» Stated task
For each line below that contains the string "screenshot", copy that line.

(Entries with page source code)

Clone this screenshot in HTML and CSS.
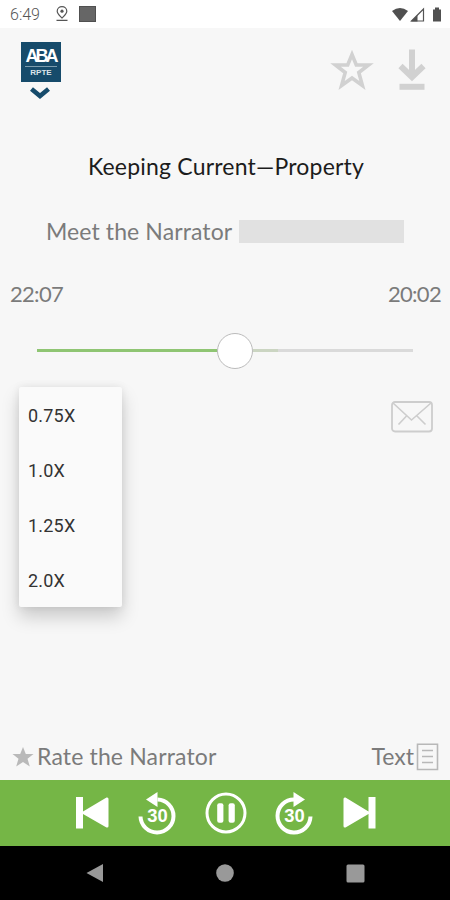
FILE: index.html
```html
<!DOCTYPE html>
<html lang="en">
<head>
<meta charset="utf-8">
<title>Audio player</title>
<link rel="stylesheet" href="styles.css">
</head>
<body>
<div class="screen">
  <div class="status">
    <span class="clock">6:49</span>
    <svg class="pin" width="14" height="16" viewBox="0 0 14 16"><path d="M7 12C4 9 2.200 7.500 2.200 5.200a4.800 4.500 0 0 1 9.600 0C11.800 7.500 10 9 7 12zM1.500 14.300h11" fill="none" stroke="#555" stroke-width="1.200"/><circle cx="7" cy="5.200" r="1.600" fill="#555"/></svg>
    <span class="block"></span>
    <svg class="signals" width="50" height="18" viewBox="0 0 50 18"><path d="M0 6Q8 0 16 6L8 16z" fill="#505050"/><path d="M19.500 16L31.500 4v12z" fill="none" stroke="#555" stroke-width="1.200"/><path d="M19 16.500L25.500 10v6.500z" fill="#505050"/><path d="M41 4.500h2V2.500h4v2h2V16.500h-8z" fill="#505050"/></svg>
  </div>
  <header class="header">
    <div class="brand">
      <div class="logo"><span class="logo-main">ABA</span><span class="logo-sub">RPTE</span></div>
      <svg class="chevron" width="20" height="13" viewBox="0 0 20 13"><path d="M1.500 2L10 9L18.500 2" fill="none" stroke="#164b6b" stroke-width="4.600"/></svg>
    </div>
    <div class="actions">
      <svg width="40" height="42" viewBox="0 0 40 42"><path d="M20 5.500L24.300 16H36.500L26.800 23.500L30.400 36.500L20 29L9.600 36.500L13.200 23.500L3.500 16H15.700z" fill="none" stroke="#d1d1d1" stroke-width="3.600"/></svg>
      <svg width="28" height="42" viewBox="0 0 28 42"><path d="M14 .5V27M2.500 17L14 28L25.500 17" fill="none" stroke="#d1d1d1" stroke-width="6"/><path d="M1.500 37.800h25" stroke="#d1d1d1" stroke-width="6"/></svg>
    </div>
  </header>
  <h1 class="title">Keeping Current—Property</h1>
  <div class="narrator"><span class="narrator-label">Meet the Narrator</span><span class="redacted"></span></div>
  <div class="times"><span>22:07</span><span>20:02</span></div>
  <div class="slider"><span class="played"></span><span class="thumb"></span><span class="buffered"></span><span class="remaining"></span></div>
  <main class="body">
    <ul class="speeds"><li>0.75X</li><li>1.0X</li><li>1.25X</li><li>2.0X</li></ul>
    <svg class="mail" width="42" height="32" viewBox="0 0 42 32"><rect x="1" y="1" width="40" height="29.500" rx="3" fill="none" stroke="#cdcdcd" stroke-width="1.800"/><path d="M2 2L20.500 19L40 2M7.500 23.500L15.500 15M26 15L34.500 23.500" fill="none" stroke="#cdcdcd" stroke-width="1.600"/></svg>
  </main>
  <div class="links">
    <div class="rate"><svg width="22" height="22" viewBox="0 0 22 22"><path d="M11 1L13.800 8H21.500L15.500 12.700L17.800 20.500L11 16L4.200 20.500L6.500 12.700L.5 8H8.200z" fill="#b9b9b9"/></svg><span class="link-label">Rate the Narrator</span></div>
    <div class="text-link"><span class="link-label">Text</span><svg width="23" height="28" viewBox="0 0 23 28"><path d="M1.500 1.300h20v25.200h-20z" fill="none" stroke="#b8b8b8" stroke-width="1.600"/><path d="M6 7.500h11M6 13.500h11M6 19.500h11" stroke="#b8b8b8" stroke-width="1.600"/></svg></div>
  </div>
  <div class="controls">
    <svg width="33" height="42" viewBox="0 0 33 42"><path d="M0 5h7v14.500L30.500 5.500Q32.500 5 32.500 7V34Q32.500 36 30.500 35.500L7 22V36.500H0z" fill="#fff"/></svg>
    <svg width="38" height="42" viewBox="-1 0 38 42"><path d="M1.500 24.500A16.500 16.500 0 1 0 18.500 7.500" fill="none" stroke="#fff" stroke-width="4"/><path d="M7 7.500L18.500 0V15z" fill="#fff"/><text class="skip" x="18.500" y="30" textLength="20.500" lengthAdjust="spacingAndGlyphs">30</text></svg>
    <svg width="42" height="42" viewBox="0 0 42 42"><circle cx="21" cy="21" r="19" fill="none" stroke="#fff" stroke-width="3"/><rect x="12.200" y="11.300" width="6.200" height="19.500" rx="2" fill="#fff"/><rect x="23.600" y="11.300" width="6.200" height="19.500" rx="2" fill="#fff"/></svg>
    <svg width="38" height="42" viewBox="1 0 38 42"><path d="M35.500 24.500A16.500 16.500 0 1 1 19 7.500" fill="none" stroke="#fff" stroke-width="4"/><path d="M30 7.500L18.500 0V15z" fill="#fff"/><text class="skip" x="19.500" y="30" textLength="20.500" lengthAdjust="spacingAndGlyphs">30</text></svg>
    <svg width="33" height="42" viewBox="0 0 33 42"><path d="M32.500 5h-7v14.500L2.500 5.500Q.5 5 .5 7V34Q.5 36 2.500 35.500L25.500 22V36.500h7z" fill="#fff"/></svg>
  </div>
  <nav class="nav">
    <svg width="18" height="20" viewBox="0 0 18 20"><path d="M.5 10L17 1V19z" fill="#999"/></svg>
    <svg width="18" height="18" viewBox="0 0 18 18"><circle cx="9" cy="9" r="8.800" fill="#999"/></svg>
    <svg width="19" height="19" viewBox="0 0 19 19"><rect x=".5" y=".5" width="18" height="18" rx="1.500" fill="#999"/></svg>
  </nav>
</div>
</body>
</html>
```
FILE: styles.css
```css
* { box-sizing: border-box; }
body { margin: 0; font-family: Lato, "Liberation Sans", sans-serif; color: #7b7b7b; }
svg { display: block; flex: none; overflow: visible; }
.screen { width: 450px; height: 900px; display: flex; flex-direction: column; background: #f7f7f7; }
.screen > * { flex: none; }
.status { height: 28px; background: #fff; display: flex; align-items: center; padding: 0 8px 0 10px; }
.clock { font: 300 16px/28px Roboto, sans-serif; color: #555; width: 45px; padding-top: 2px; }
.block { width: 17px; height: 16px; background: #666; border: 1px solid #505050; margin-left: 10px; }
.signals { margin-left: auto; }
.header { height: 112px; display: flex; justify-content: space-between; padding: 14px 24px 0 21px; }
.logo { width: 40px; height: 40px; padding-top: 5px; background: #164b6b; display: flex; flex-direction: column; align-items: center; }
.logo-main { font: 700 18px/19px "Liberation Sans", sans-serif; letter-spacing: -3px; padding-right: 3px; width: 38px; text-align: center; color: #fff; text-indent: 2px; }
.logo-sub { width: 32px; border-top: 1px solid #7c9cae; font: 700 8px/11px "Liberation Sans", sans-serif; text-align: center; color: #dce5ea; }
.chevron { margin: 5px 0 0 9px; }
.actions { display: flex; gap: 26px; padding-top: 7px; }
.title { margin: 0; height: 54px; line-height: 53px; padding-left: 2px; text-align: center; font-weight: 400; font-size: 23px; letter-spacing: .2px; color: #1c1c1c; }
.narrator { height: 74px; display: flex; align-items: center; padding-left: 46px; font-size: 23px; letter-spacing: .1px; }
.narrator-label { width: 193px; white-space: nowrap; }
.redacted { width: 165px; height: 23px; background: #e1e1e1; }
.times { height: 52px; line-height: 52px; display: flex; justify-content: space-between; padding: 0 9px 0 10px; font-size: 22px; letter-spacing: -.7px; }
.slider { height: 61px; display: flex; align-items: center; padding: 0 37px; }
.played { width: 180px; height: 3px; background: #8fc573; }
.thumb { width: 36px; height: 36px; border: 1px solid #bbb; border-radius: 50%; background: #fff; }
.buffered { width: 25px; height: 3px; background: #cbd5c2; }
.remaining { width: 135px; height: 3px; background: #dadada; }
.body { height: 352px; display: flex; justify-content: space-between; align-items: flex-start; padding: 6px 17px 0 19px; }
.speeds { list-style: none; margin: 0; padding: 0; width: 103px; height: 220px; border-radius: 2px; background: #fafafa; box-shadow: 0 10px 18px rgba(0,0,0,.18), 0 0 8px rgba(0,0,0,.08); font: 400 18px/57px Roboto, sans-serif; letter-spacing: .2px; color: #333; }
.speeds li { height: 55px; padding-left: 9px; }
.mail { margin-top: 14px; }
.links { height: 47px; display: flex; justify-content: space-between; align-items: center; padding: 0 11px 0 12px; font-size: 23px; }
.rate, .text-link { display: flex; align-items: center; white-space: nowrap; }
.link-label { padding-bottom: 2px; }
.rate { gap: 3px; letter-spacing: .15px; }
.text-link { gap: 2px; }
.controls { height: 66px; background: #75b646; display: flex; justify-content: space-between; align-items: center; padding: 0 74px 0 76px; }
.skip { font: 700 18px "Liberation Sans", sans-serif; fill: #fff; text-anchor: middle; }
.nav { height: 54px; background: #000; display: flex; justify-content: space-between; align-items: center; padding: 0 85px 0 86px; }
```
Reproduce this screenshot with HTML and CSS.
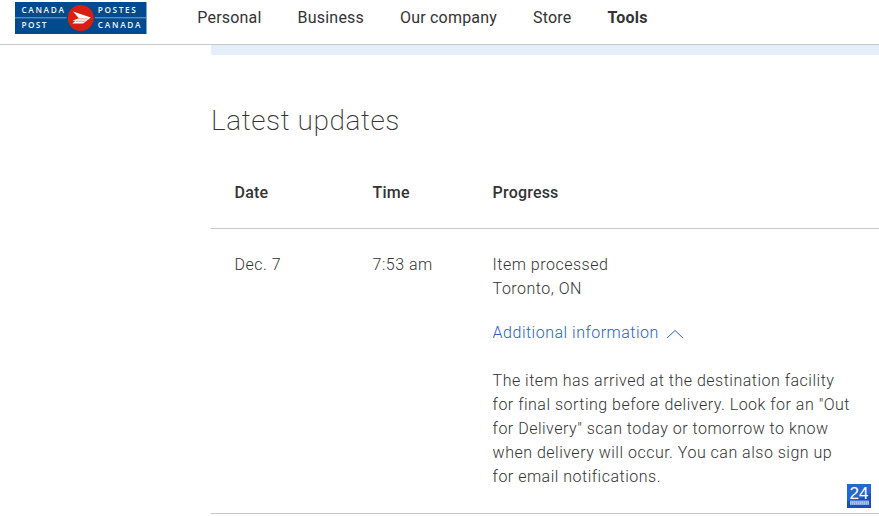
FILE: index.html
```html
<!DOCTYPE html>
<html lang="en">
  <head>
    <meta charset="utf-8">
    <title>Track</title>
    <link rel="stylesheet" href="styles.css">
  </head>
  <body>
    <header class="header">
      <a class="logo">
        <svg width="132" height="32" viewBox="0 0 132 32">
          <rect width="131.5" height="32" fill="#004b8d"/>
          <rect y="15.3" width="131.5" height="1" fill="#7fa5c8"/>
          <circle cx="65.7" cy="16" r="14.2" fill="#004b8d"/>
          <circle cx="65.7" cy="16" r="13" fill="#da1f12"/>
          <path d="M58 9.6 75.8 15.4 68.2 21.6 57.3 21.6 60.6 18.8 57.3 18.8 63.8 16.2Z" fill="#fff"/>
          <path d="M62.8 16.9H72.5M61 19.2H70" stroke="#e6786e" stroke-width=".8"/>
          <g class="logo-text">
            <text x="6.4" y="11.2" textLength="42.6">CANADA</text>
            <text x="6.4" y="25.8" textLength="25">POST</text>
            <text x="82.8" y="11.2" textLength="38">POSTES</text>
            <text x="82.8" y="25.8" textLength="42.8">CANADA</text>
          </g>
        </svg>
      </a>
      <nav class="nav">
        <a>Personal</a>
        <a>Business</a>
        <a>Our company</a>
        <a>Store</a>
        <a class="active">Tools</a>
      </nav>
    </header>
    <main class="main">
      <div class="banner"></div>
      <h2 class="title">Latest updates</h2>
      <div class="row row-head">
        <div>Date</div>
        <div>Time</div>
        <div>Progress</div>
      </div>
      <div class="row">
        <div>Dec. 7</div>
        <div>7:53 am</div>
        <div>
          <p>Item processed</p>
          <p>Toronto, ON</p>
          <a class="more">Additional information
            <svg width="18" height="10" viewBox="0 0 18 10"><path d="M1 9 9 1.5 17 9" fill="none" stroke="#2a61c2"/></svg>
          </a>
          <p class="detail">The item has arrived at the destination facility for final sorting before delivery. Look for an "Out for Delivery" scan today or tomorrow to know when delivery will occur. You can also sign up for email notifications.</p>
        </div>
      </div>
    </main>
    <!-- floating 24 badge -->
    <div class="badge">
      <svg width="24" height="24" viewBox="0 0 24 24">
        <rect width="24" height="24" fill="#2467cd"/>
        <path d="M0 17Q14 16 24 9V24H0Z" fill="#1950b8"/>
        <text class="badge-text" x="2.4" y="15" textLength="19">24</text>
        <rect x="3" y="16.5" width="19" height="4.5" fill="#86a8e2"/>
        <path d="M3 18.75H22" stroke="#adc5ee" stroke-width="3" stroke-dasharray="1 1"/>
      </svg>
    </div>
  </body>
</html>
```
FILE: styles.css
```css
* {
  margin: 0;
  padding: 0;
  box-sizing: border-box;
}
body {
  background-color: #fff;
  color: #333;
  font-family: Roboto, "Liberation Sans", sans-serif;
  font-size: 16px;
  font-weight: 300;
  line-height: 24px;
  letter-spacing: .5px;
  height: 516px;
  overflow: hidden;
}
.header {
  display: flex;
  height: 45px;
  padding-left: 15px;
  border-bottom: 1px solid #c8c8c8;
}
.logo {
  width: 132px;
  padding-top: 2px;
}
.logo svg, .badge svg {
  display: block;
}
.logo-text {
  fill: #f2f7fb;
  font-family: "Open Sans", sans-serif;
  font-size: 8.3px;
  font-weight: 600;
  letter-spacing: 0;
}
.nav {
  display: flex;
  gap: 36px;
  padding: 6px 0 0 50.3px;
  font-weight: 400;
  letter-spacing: .2px;
}
.nav .active {
  font-weight: 700;
}
.main {
  margin-left: 211px;
}
.banner {
  height: 10px;
  background-color: #e4eef9;
  border-radius: 0 0 0 2px;
}
.title {
  margin-top: 46px;
  font-size: 28px;
  font-weight: 200;
  line-height: 40px;
  letter-spacing: .6px;
}
.row {
  display: grid;
  grid-template-columns: 138px 120px 362px;
  padding: 24px 0 24px 23.6px;
  border-bottom: 1px solid #c8c8c8;
}
.row-head {
  margin-top: 16px;
  height: 72px;
  font-weight: 500;
  letter-spacing: .2px;
}
.more {
  display: flex;
  align-items: center;
  gap: 7px;
  margin-top: 20px;
  color: #2a61c2;
}
.more svg {
  margin-top: 2px;
}
.detail {
  margin-top: 24px;
}
.badge {
  position: absolute;
  left: 847px;
  top: 484px;
}
.badge-text {
  fill: #fff;
  font-family: "Liberation Sans", sans-serif;
  font-size: 17px;
  font-weight: 400;
  letter-spacing: 0;
}
```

» Output for this exercise
Clone this screenshot in HTML and CSS.
Reproduce this screenshot with HTML and CSS.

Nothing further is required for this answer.